- [What is required]
Collect all lines below with the string "components".

- [Stored data]
###

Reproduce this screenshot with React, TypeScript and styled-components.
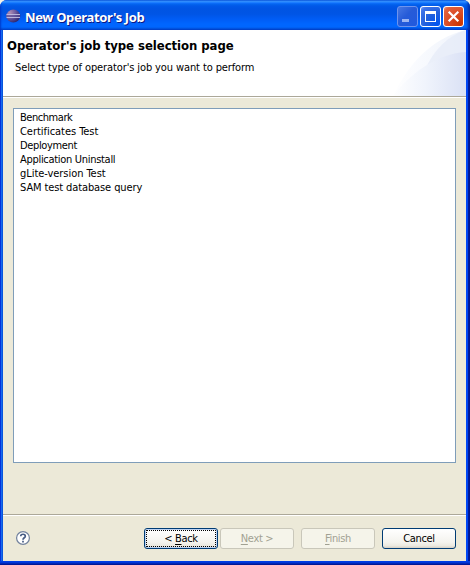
import React from 'react';
import styled, { createGlobalStyle, css } from 'styled-components';

const GlobalStyle = createGlobalStyle`
  * { box-sizing: border-box; }
  body { margin: 0; background: #f4f2e8; overflow: hidden; }
  button { font: inherit; }
`;

const Window = styled.main`
  width: 470px;
  height: 565px;
  display: flex;
  flex-direction: column;
  border-radius: 7px 7px 0 0;
  overflow: hidden;
  background: #0048f1;
  color: #000;
  font-family: 'DejaVu Sans Condensed', 'DejaVu Sans', sans-serif;
  font-stretch: condensed;
  font-size: 11px;
  line-height: 14px;
`;

const TitleBar = styled.header`
  height: 30px;
  flex: none;
  display: flex;
  align-items: flex-start;
  padding: 6px 6px 0 6px;
  background: linear-gradient(
    #0058e6 0, #3a93ff 1px, #288eff 2px, #1270ff 3px, #0366ef 4px,
    #0058e8 6px, #0054e3 9px, #0055e5 14px, #005cf5 19px,
    #0066ff 24px, #0066fe 27px, #005bea 28px, #0042cc 30px
  );
  box-shadow: inset -3px 0 3px -1px #0028a0, inset 2px 0 2px -1px #0038c8;
`;

const TitleIcon = styled.svg`
  width: 16px;
  height: 16px;
  margin-top: 2px;
  flex: none;
`;

const Title = styled.h1<{ $track: number }>`
  flex: 1;
  margin: 3px 0 0 3px;
  color: #fff;
  font-family: 'Noto Sans', sans-serif;
  font-size: 13px;
  font-weight: 700;
  line-height: 16px;
  letter-spacing: ${p => p.$track}px;
  text-shadow: 1px 1px 0 #0a1883;
  white-space: nowrap;
`;

const WindowButtons = styled.div`
  display: flex;
  gap: 2px;
`;

const WindowButton = styled.button<{ $kind: 'minimize' | 'maximize' | 'close' }>`
  width: 21px;
  height: 21px;
  padding: 0;
  border: 1px solid #fff;
  border-radius: 3px;
  background: radial-gradient(circle at 85% 90%, #0055f0 0%, #2360dc 50%, #3f74e8 85%, #789ff5 100%);
  ${p => p.$kind === 'minimize' && css`
    border-color: #6f94ed;
    background: linear-gradient(135deg, #4778e3, #265bd8 45%, #2059de);
  `}
  ${p => p.$kind === 'close' && css`
    background: radial-gradient(circle at 85% 90%, #cc3600 0%, #da4c25 50%, #e2613e 85%, #f0a088 100%);
  `}
  svg { display: block; width: 19px; height: 19px; }
`;

const Frame = styled.div`
  flex: 1;
  display: flex;
  padding: 0 4px 4px 3px;
  background:
    linear-gradient(#003de5 0, #003de5 1px, #0030cc 2px, #001da0 3px, #00138c 4px) bottom / 100% 4px no-repeat,
    linear-gradient(90deg, #0030d9 0, #0831d9 1px, #166aee 1px, #166aee 2px, #0855dd 2px) left / 3px 100% no-repeat,
    linear-gradient(90deg, #0046f4 0, #0046f4 2px, #001da0 2px, #00138c 4px) right / 4px 100% no-repeat;
`;

const Client = styled.div`
  flex: 1;
  display: flex;
  flex-direction: column;
  background: #ece9d8;
`;

const Banner = styled.section`
  height: 68px;
  flex: none;
  display: flex;
  justify-content: space-between;
  border-bottom: 1px solid #fff;
  background: linear-gradient(#aca899, #aca899) bottom / 100% 1px no-repeat, #fff;
`;

const BannerText = styled.div`
  padding: 8px 0 0 4px;
  white-space: nowrap;
`;

const Heading = styled.h2<{ $track: number }>`
  margin: 0;
  font-family: 'DejaVu Sans', sans-serif;
  font-stretch: condensed;
  font-size: 13px;
  line-height: 16px;
  font-weight: 700;
  letter-spacing: ${p => p.$track}px;
`;

const Description = styled.p<{ $track: number }>`
  margin: 7px 0 0 8px;
  letter-spacing: ${p => p.$track}px;
`;

const BannerArt = styled.svg`
  width: 75px;
  height: 66px;
  flex: none;
`;

const List = styled.ul`
  height: 355px;
  margin: 10px 10px 0;
  padding: 2px 0 0 6px;
  border: 1px solid #7f9db9;
  background: #fff;
  list-style: none;
`;

const ListItem = styled.li<{ $track: number }>`
  height: 14px;
  letter-spacing: ${p => p.$track}px;
  white-space: nowrap;
`;

const Footer = styled.footer`
  flex: 1;
  display: flex;
  align-items: flex-start;
  margin-top: 51px;
  padding: 12px 10px 0 12px;
  border-top: 1px solid #aca899;
  box-shadow: inset 0 1px 0 #fff;
`;

const HelpIcon = styled.svg`
  width: 16px;
  height: 16px;
  margin: 3px auto 0 0;
`;

const PushButton = styled.button<{ $gap?: number; $focused?: boolean }>`
  width: 74px;
  height: 21px;
  margin: 1px 0 0 ${p => p.$gap ?? 0}px;
  padding: 1px 0 0;
  border: 1px solid #003c74;
  border-radius: 3px;
  background: linear-gradient(#fff, #f4f3ee 70%, #ece9e0 88%, #d6d0c5);
  color: #000;
  letter-spacing: -0.35px;
  ${p => p.$focused && css`
    box-shadow: inset 0 0 0 1px #bed3f3;
    outline: 1px dotted #000;
    outline-offset: -3px;
  `}
  &:disabled {
    border-color: #c9c7ba;
    background: #f5f4ea;
    color: #a1a192;
  }
`;

const Mnemonic = styled.span`
  text-decoration: underline;
  text-underline-offset: 2px;
  text-decoration-thickness: 1px;
`;

const jobs = [
  { name: 'Benchmark', track: -0.45 },
  { name: 'Certificates Test', track: -0.04 },
  { name: 'Deployment', track: -0.35 },
  { name: 'Application Uninstall', track: -0.3 },
  { name: 'gLite-version Test', track: -0.05 },
  { name: 'SAM test database query', track: -0.11 },
];

export default function App() {
  return (
    <>
      <GlobalStyle />
      <Window>
        <TitleBar>
          <TitleIcon viewBox="0 0 16 16">
            <defs>
              <radialGradient id="globe" cx="25%" cy="25%" r="85%">
                <stop offset="0" stopColor="#b08fb4" />
                <stop offset=".5" stopColor="#6a5a9f" />
                <stop offset="1" stopColor="#29236c" />
              </radialGradient>
            </defs>
            <ellipse cx="7.3" cy="8" rx="7" ry="6.5" fill="url(#globe)" />
            <path d="M.5 6.5h13.5M.5 9.5h13.5" stroke="#c3bfe4" strokeWidth=".9" />
            <path d="M.5 7.5h13.5v1H.5z" fill="#5a4f96" />
          </TitleIcon>
          <Title $track={-0.36}>New Operator's Job</Title>
          <WindowButtons>
            <WindowButton $kind="minimize" aria-label="Minimize">
              <svg viewBox="0 0 19 19"><path d="M4 12h7v3H4z" fill="#9cb5f2" /></svg>
            </WindowButton>
            <WindowButton $kind="maximize" aria-label="Maximize">
              <svg viewBox="0 0 19 19"><path fillRule="evenodd" d="M4 4h11v11H4zM5 7v7h9V7z" fill="#fff" /></svg>
            </WindowButton>
            <WindowButton $kind="close" aria-label="Close">
              <svg viewBox="0 0 19 19"><path d="M4.7 4.7l9.6 9.6M14.3 4.7l-9.6 9.6" stroke="#fff" strokeWidth="2.2" /></svg>
            </WindowButton>
          </WindowButtons>
        </TitleBar>
        <Frame>
          <Client>
            <Banner>
              <BannerText>
                <Heading $track={-0.05}>Operator's job type selection page</Heading>
                <Description $track={-0.11}>Select type of operator's job you want to perform</Description>
              </BannerText>
              <BannerArt viewBox="0 0 75 66">
                <defs>
                  <linearGradient id="swoosh" gradientUnits="userSpaceOnUse" x1="0" x2="75" y1="0" y2="0">
                    <stop offset="0" stopColor="#fff" />
                    <stop offset=".4" stopColor="#f8fafe" />
                    <stop offset="1" stopColor="#eff3fb" />
                  </linearGradient>
                  <linearGradient id="hill" gradientUnits="userSpaceOnUse" x1="0" x2="75" y1="0" y2="0">
                    <stop offset="0" stopColor="#fff" />
                    <stop offset=".45" stopColor="#f0f4fc" />
                    <stop offset="1" stopColor="#dae1f5" />
                  </linearGradient>
                </defs>
                <path d="M2 66C16 36 40 8 75 0V66Z" fill="url(#swoosh)" />
                <path d="M34 40C43 19 57 6 75 0V24Z" fill="#e3eaf8" opacity=".65" />
                <path d="M2 66C18 45 44 24 75 22V66Z" fill="url(#hill)" />
              </BannerArt>
            </Banner>
            <List>
              {jobs.map(job => (
                <ListItem key={job.name} $track={job.track}>{job.name}</ListItem>
              ))}
            </List>
            <Footer>
              <HelpIcon viewBox="0 0 16 16">
                <circle cx="8" cy="8" r="6.4" fill="#fff" stroke="#72829d" strokeWidth="1.2" />
                <path d="M5.7 6.2C5.7 3.6 10.3 3.6 10.3 6.2C10.3 7.8 8 7.8 8 9.7M8 10.8v1.7" fill="none" stroke="#465b83" strokeWidth="1.7" />
              </HelpIcon>
              <PushButton $focused>&lt; <Mnemonic>B</Mnemonic>ack</PushButton>
              <PushButton $gap={2} disabled><Mnemonic>N</Mnemonic>ext &gt;</PushButton>
              <PushButton $gap={7} disabled><Mnemonic>F</Mnemonic>inish</PushButton>
              <PushButton $gap={7}>Cancel</PushButton>
            </Footer>
          </Client>
        </Frame>
      </Window>
    </>
  );
}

###

- [Solution for this problem]
Reproduce this screenshot with React, TypeScript and styled-components.
import styled, { createGlobalStyle, css } from 'styled-components';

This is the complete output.